All privileges are optional.
- For Privileges, enter the user name or role name that you want to grant access to and click the Add to Privileges button. The added user or role is displayed in the USERS/ROLES table.
- For the users or roles in the USERS/ROLES table, toggle the checkmark for each privilege you want to grant on the Dremio source that is being created.
- Click Save after setting the configuration.
Updating an AWS Glue Data Catalog Source
To update an AWS Glue Data Catalog source:
- On the Datasets page, under Metastores in the panel on the left, find the name of the source you want to edit.
- Right-click the source name and select Settings from the list of actions. Alternatively, click the source name and then the at the top right corner of the page.
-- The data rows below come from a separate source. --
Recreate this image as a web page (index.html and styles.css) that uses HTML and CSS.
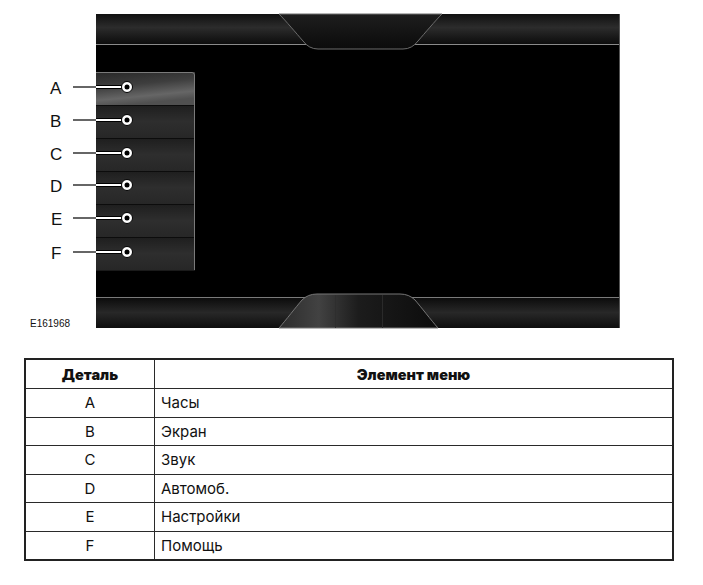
FILE: index.html
```html
<!DOCTYPE html>
<html>

<head>
  <meta charset="utf-8">
  <title>Меню</title>
  <link rel="stylesheet" href="styles.css">
</head>

<body>
  <div class="figure">
    <svg class="screen" width="703" height="340" viewBox="0 0 703 340">
      <defs>
        <linearGradient id="bar-top" x1="0" y1="0" x2="0" y2="1">
          <stop offset="0" stop-color="#101010" />
          <stop offset="0.45" stop-color="#2c2c2c" />
          <stop offset="1" stop-color="#0c0c0c" />
        </linearGradient>
        <linearGradient id="bar-bottom" x1="0" y1="0" x2="0" y2="1">
          <stop offset="0" stop-color="#0a0a0a" />
          <stop offset="0.5" stop-color="#282828" />
          <stop offset="1" stop-color="#0e0e0e" />
        </linearGradient>
        <linearGradient id="notch-top" x1="0" y1="0" x2="0" y2="1">
          <stop offset="0" stop-color="#1e1e1e" />
          <stop offset="1" stop-color="#0b0b0b" />
        </linearGradient>
        <linearGradient id="notch-bottom" x1="0" y1="0" x2="1" y2="0">
          <stop offset="0" stop-color="#2c2c2c" />
          <stop offset="0.25" stop-color="#424242" />
          <stop offset="0.5" stop-color="#1c1c1c" />
          <stop offset="1" stop-color="#0c0c0c" />
        </linearGradient>
        <linearGradient id="row-on" x1="0" y1="0" x2="0.3" y2="1">
          <stop offset="0" stop-color="#282828" />
          <stop offset="0.45" stop-color="#3e3e3e" />
          <stop offset="0.8" stop-color="#666" />
          <stop offset="1" stop-color="#505050" />
        </linearGradient>
        <linearGradient id="row" x1="0" y1="0" x2="0" y2="1">
          <stop offset="0" stop-color="#1e1e1e" />
          <stop offset="0.5" stop-color="#2e2e2e" />
          <stop offset="1" stop-color="#272727" />
        </linearGradient>
      </defs>

      <!-- display -->
      <rect x="96" y="14" width="524" height="314" fill="#000" />
      <rect x="96" y="14" width="524" height="30" fill="url(#bar-top)" />
      <line x1="96" y1="44.5" x2="620" y2="44.5" stroke="#8a8a8a" />
      <rect x="96" y="297" width="524" height="31" fill="url(#bar-bottom)" />
      <line x1="96" y1="297.5" x2="620" y2="297.5" stroke="#7a7a7a" />
      <line x1="619.5" y1="14" x2="619.5" y2="328" stroke="#555" />

      <path d="M279 14 C286 21 296 33 303 41 Q309 49 318 49 L403 49 Q412 49 418 41 C425 33 435 21 442 14 Z"
        fill="url(#notch-top)" stroke="#6c6c6c" />
      <path d="M279 328 C286 320 296 307 302 300 Q308 294 317 294 L400 294 Q409 294 415 300 C421 307 431 320 438 328 Z"
        fill="url(#notch-bottom)" stroke="#767676" />
      <line x1="335.5" y1="295" x2="335.5" y2="328" stroke="#2e2e2e" />
      <line x1="382.5" y1="295" x2="382.5" y2="328" stroke="#2a2a2a" />

      <!-- menu panel -->
      <rect x="96" y="72" width="99" height="33" fill="url(#row-on)" />
      <rect x="96" y="105" width="99" height="33" fill="url(#row)" />
      <rect x="96" y="138" width="99" height="33" fill="url(#row)" />
      <rect x="96" y="171" width="99" height="33" fill="url(#row)" />
      <rect x="96" y="204" width="99" height="33" fill="url(#row)" />
      <rect x="96" y="237" width="99" height="33" fill="url(#row)" />
      <g stroke="#0c0c0c">
        <line x1="96" y1="105.5" x2="195" y2="105.5" />
        <line x1="96" y1="138.5" x2="195" y2="138.5" />
        <line x1="96" y1="171.5" x2="195" y2="171.5" />
        <line x1="96" y1="204.5" x2="195" y2="204.5" />
        <line x1="96" y1="237.5" x2="195" y2="237.5" />
      </g>
      <path d="M96 72.5 L192 72.5 Q194.5 72.5 194.5 75 L194.5 270" fill="none" stroke="#7a7a7a" />
      <line x1="96" y1="270.5" x2="195" y2="270.5" stroke="#1a1a1a" />

      <!-- callouts -->
      <g class="callout" transform="translate(0 87)">
        <text x="50" y="6.5">A</text>
        <line class="lead" x1="73" y1="0" x2="96" y2="0" />
        <line class="halo" x1="96" y1="0" x2="122" y2="0" />
        <line class="core" x1="96" y1="0" x2="122" y2="0" />
        <circle class="ring" cx="127" cy="0" r="5.5" />
        <circle class="pin" cx="127" cy="0" r="2.5" />
      </g>
      <g class="callout" transform="translate(0 120)">
        <text x="50" y="6.5">B</text>
        <line class="lead" x1="73" y1="0" x2="96" y2="0" />
        <line class="halo" x1="96" y1="0" x2="122" y2="0" />
        <line class="core" x1="96" y1="0" x2="122" y2="0" />
        <circle class="ring" cx="127" cy="0" r="5.5" />
        <circle class="pin" cx="127" cy="0" r="2.5" />
      </g>
      <g class="callout" transform="translate(0 153)">
        <text x="50" y="6.5">C</text>
        <line class="lead" x1="73" y1="0" x2="96" y2="0" />
        <line class="halo" x1="96" y1="0" x2="122" y2="0" />
        <line class="core" x1="96" y1="0" x2="122" y2="0" />
        <circle class="ring" cx="127" cy="0" r="5.5" />
        <circle class="pin" cx="127" cy="0" r="2.5" />
      </g>
      <g class="callout" transform="translate(0 185)">
        <text x="50" y="6.5">D</text>
        <line class="lead" x1="73" y1="0" x2="96" y2="0" />
        <line class="halo" x1="96" y1="0" x2="122" y2="0" />
        <line class="core" x1="96" y1="0" x2="122" y2="0" />
        <circle class="ring" cx="127" cy="0" r="5.5" />
        <circle class="pin" cx="127" cy="0" r="2.5" />
      </g>
      <g class="callout" transform="translate(0 218)">
        <text x="51" y="6.5">E</text>
        <line class="lead" x1="73" y1="0" x2="96" y2="0" />
        <line class="halo" x1="96" y1="0" x2="122" y2="0" />
        <line class="core" x1="96" y1="0" x2="122" y2="0" />
        <circle class="ring" cx="127" cy="0" r="5.5" />
        <circle class="pin" cx="127" cy="0" r="2.5" />
      </g>
      <g class="callout" transform="translate(0 252)">
        <text x="51" y="6.5">F</text>
        <line class="lead" x1="73" y1="0" x2="96" y2="0" />
        <line class="halo" x1="96" y1="0" x2="122" y2="0" />
        <line class="core" x1="96" y1="0" x2="122" y2="0" />
        <circle class="ring" cx="127" cy="0" r="5.5" />
        <circle class="pin" cx="127" cy="0" r="2.5" />
      </g>

      <text class="ref" x="30" y="327">E161968</text>
    </svg>
  </div>

  <table class="legend">
    <thead>
      <tr>
        <th class="col-part">Деталь</th>
        <th>Элемент меню</th>
      </tr>
    </thead>
    <tbody>
      <tr><td class="col-part">A</td><td>Часы</td></tr>
      <tr><td class="col-part">B</td><td>Экран</td></tr>
      <tr><td class="col-part">C</td><td>Звук</td></tr>
      <tr><td class="col-part">D</td><td>Автомоб.</td></tr>
      <tr><td class="col-part">E</td><td>Настройки</td></tr>
      <tr><td class="col-part">F</td><td>Помощь</td></tr>
    </tbody>
  </table>
</body>

</html>
```

FILE: styles.css
```css
body {
  background: white;
  margin: 0;
  color: #111;
  font-family: Inter, "Noto Sans", sans-serif;
}

.figure {
  height: 340px;
}

.screen {
  display: block;
}

.callout text {
  font-family: "Liberation Sans", Arial, sans-serif;
  font-size: 17px;
  fill: #111;
}

.callout .lead {
  stroke: #333;
  stroke-width: 1.5;
}

.callout .halo {
  stroke: #000;
  stroke-width: 4;
}

.callout .core {
  stroke: white;
  stroke-width: 2;
}

.callout .ring {
  fill: white;
  stroke: #000;
  stroke-width: 1;
}

.callout .pin {
  fill: #000;
}

.ref {
  font-family: "Liberation Sans", Arial, sans-serif;
  font-size: 10px;
  fill: #111;
}

.legend {
  margin: 18px 0 0 24px;
  width: 650px;
  border-collapse: collapse;
  border: 2px solid #222;
}

.legend th,
.legend td {
  border: 1.5px solid #2a2a2a;
  padding: 0 6px;
  text-align: left;
}

.legend th {
  height: 28px;
  font-size: 14.5px;
  font-weight: 900;
  text-align: center;
}

.legend td {
  height: 27.5px;
  font-size: 15px;
}

.legend .col-part {
  width: 116px;
  text-align: center;
}
```
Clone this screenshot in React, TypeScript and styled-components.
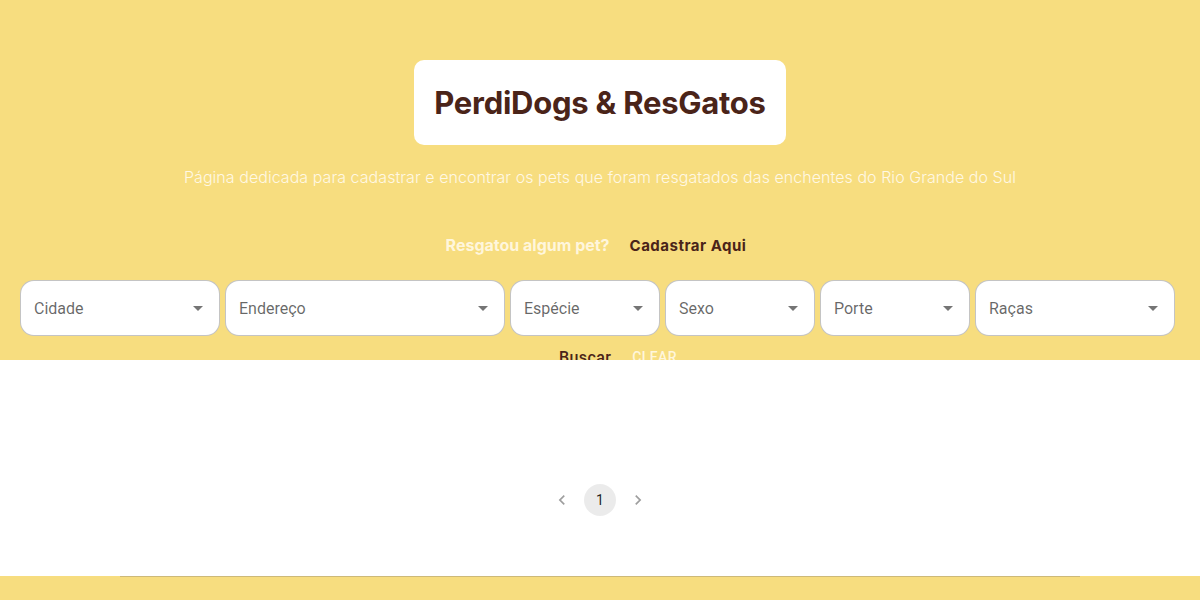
import React from "react";
import styled, { createGlobalStyle } from "styled-components";

const Global = createGlobalStyle`
  html, body { margin: 0; padding: 0; background: #fff; }
  body { font-family: Inter, "Noto Sans", sans-serif; }
  * { box-sizing: border-box; }
`;

const YELLOW = "#F7DD7F";
const BROWN = "#4A2419";
const CREAM = "#FFF6DC";

const Header = styled.header`
  background: ${YELLOW};
  height: 360px;
  overflow: hidden;
  padding-top: 60px;
  display: flex;
  flex-direction: column;
  align-items: center;
  & > * { flex-shrink: 0; }
`;

const TitleBox = styled.div`
  background: #fff;
  border-radius: 10px;
  height: 85px;
  padding: 0 20px;
  display: flex;
  align-items: center;
`;

const Title = styled.h1`
  margin: 0;
  font-family: Inter, sans-serif;
  font-weight: 700;
  font-size: 31px;
  color: ${BROWN};
  letter-spacing: -0.25px;
`;

const Subtitle = styled.p`
  margin: 20px 0 0;
  font-family: Inter, sans-serif;
  font-weight: 300;
  font-size: 16px;
  line-height: 24px;
  letter-spacing: 0.05px;
  color: #FFF8E4;
`;

const CtaRow = styled.div`
  margin-top: 38px;
  display: flex;
  align-items: center;
  gap: 12px;
  height: 36px;
`;

const CtaText = styled.span`
  font-family: Inter, sans-serif;
  font-weight: 700;
  font-size: 16px;
  color: ${CREAM};
`;

const TextButton = styled.button<{ $light?: boolean; $upper?: boolean }>`
  background: none;
  border: none;
  padding: 6px 8px;
  height: 36px;
  cursor: pointer;
  font-weight: 700;
  color: ${(p) => (p.$light ? CREAM : BROWN)};
  text-transform: ${(p) => (p.$upper ? "uppercase" : "none")};
`;

const CtaButton = styled(TextButton)`
  font-family: Inter, sans-serif;
  font-size: 15px;
  letter-spacing: 0.5px;
`;

const Filters = styled.div`
  margin-top: 17px;
  align-self: stretch;
  padding-left: 20px;
  display: flex;
  gap: 5px;
`;

const Select = styled.div<{ $w: number }>`
  width: ${(p) => p.$w}px;
  height: 56px;
  background: #fff;
  border: 1px solid rgba(0, 0, 0, 0.23);
  border-radius: 14px;
  display: flex;
  align-items: center;
  justify-content: space-between;
  padding: 0 9px 0 13px;
  font-family: Roboto, sans-serif;
  font-size: 16px;
  color: rgba(0, 0, 0, 0.6);
`;

const Arrow = styled.svg`
  width: 24px;
  height: 24px;
  fill: rgba(0, 0, 0, 0.54);
`;

const ActionRow = styled.div`
  margin-top: 3px;
  padding-left: 36px;
  display: flex;
  gap: 5px;
`;

const ActionButton = styled(TextButton)<{ $size: number }>`
  font-family: Roboto, sans-serif;
  font-size: ${(p) => p.$size}px;
  font-weight: 500;
  letter-spacing: 0.4px;
`;

const Main = styled.main`
  height: 216px;
  background: #fff;
  display: flex;
  justify-content: center;
  padding-top: 124px;
`;

const Pager = styled.nav`
  display: flex;
  gap: 6px;
  height: 32px;
`;

const PageItem = styled.div<{ $active?: boolean }>`
  width: 32px;
  height: 32px;
  border-radius: 16px;
  display: flex;
  align-items: center;
  justify-content: center;
  background: ${(p) => (p.$active ? "rgba(0,0,0,0.08)" : "transparent")};
  font-family: Roboto, sans-serif;
  font-size: 14px;
  color: rgba(0, 0, 0, 0.87);
`;

const Chevron = styled.svg`
  width: 20px;
  height: 20px;
  fill: rgba(0, 0, 0, 0.38);
`;

const Footer = styled.footer`
  background: ${YELLOW};
  height: 40px;
  display: flex;
  justify-content: center;
`;

const Divider = styled.hr`
  margin: 0;
  width: 80%;
  border: none;
  border-top: 1px solid #cdb978;
  height: 0;
`;

const selects: [string, number][] = [
  ["Cidade", 200],
  ["Endereço", 280],
  ["Espécie", 150],
  ["Sexo", 150],
  ["Porte", 150],
  ["Raças", 200],
];

export default function App() {
  return (
    <>
      <Global />
      <Header>
        <TitleBox>
          <Title>PerdiDogs &amp; ResGatos</Title>
        </TitleBox>
        <Subtitle>
          Página dedicada para cadastrar e encontrar os pets que foram resgatados das enchentes do Rio Grande do Sul
        </Subtitle>
        <CtaRow>
          <CtaText>Resgatou algum pet?</CtaText>
          <CtaButton>Cadastrar Aqui</CtaButton>
        </CtaRow>
        <Filters>
          {selects.map(([label, w]) => (
            <Select key={label} $w={w}>
              <span>{label}</span>
              <Arrow viewBox="0 0 24 24">
                <path d="M7 10l5 5 5-5z" />
              </Arrow>
            </Select>
          ))}
        </Filters>
        <ActionRow>
          <ActionButton $size={16}>Buscar</ActionButton>
          <ActionButton $size={14} $light $upper>Clear</ActionButton>
        </ActionRow>
      </Header>
      <Main>
        <Pager>
          <PageItem>
            <Chevron viewBox="0 0 24 24">
              <path d="M15.41 7.41 14 6l-6 6 6 6 1.41-1.41L10.83 12z" />
            </Chevron>
          </PageItem>
          <PageItem $active>1</PageItem>
          <PageItem>
            <Chevron viewBox="0 0 24 24">
              <path d="M10 6 8.59 7.41 13.17 12l-4.58 4.59L10 18l6-6z" />
            </Chevron>
          </PageItem>
        </Pager>
      </Main>
      <Footer>
        <Divider />
      </Footer>
    </>
  );
}
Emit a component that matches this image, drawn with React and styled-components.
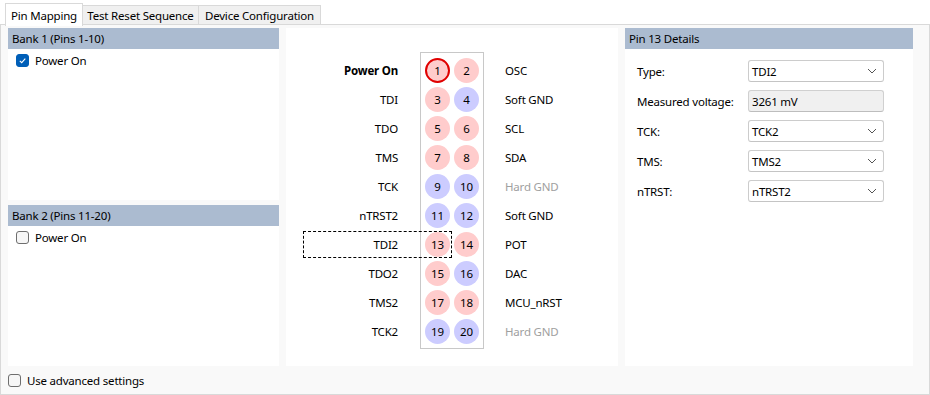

- In the Source Settings dialog, edit the settings you wish to update. Dremio does not support updating the source name. For information about the settings options, see Configuring AWS Glue Data Catalog as a Source.
- Click Save.
Deleting an AWS Glue Data Catalog Source
If the source is in a bad state (for example, Dremio cannot authenticate to the source or the source is otherwise unavailable), only users who belong to the ADMIN role can delete the source.
To delete an AWS Glue Data Catalog source, perform these steps:
- On the Datasets page, click Sources > Metastores in the panel on the left.
- In the list of data sources, hover over the name of the source you want to remove and right-click.
- From the list of actions, click Delete.
- In the Delete Source dialog, click Delete to confirm that you want to remove the source.
Deleting a source causes all downstream views that depend on objects in the source to break.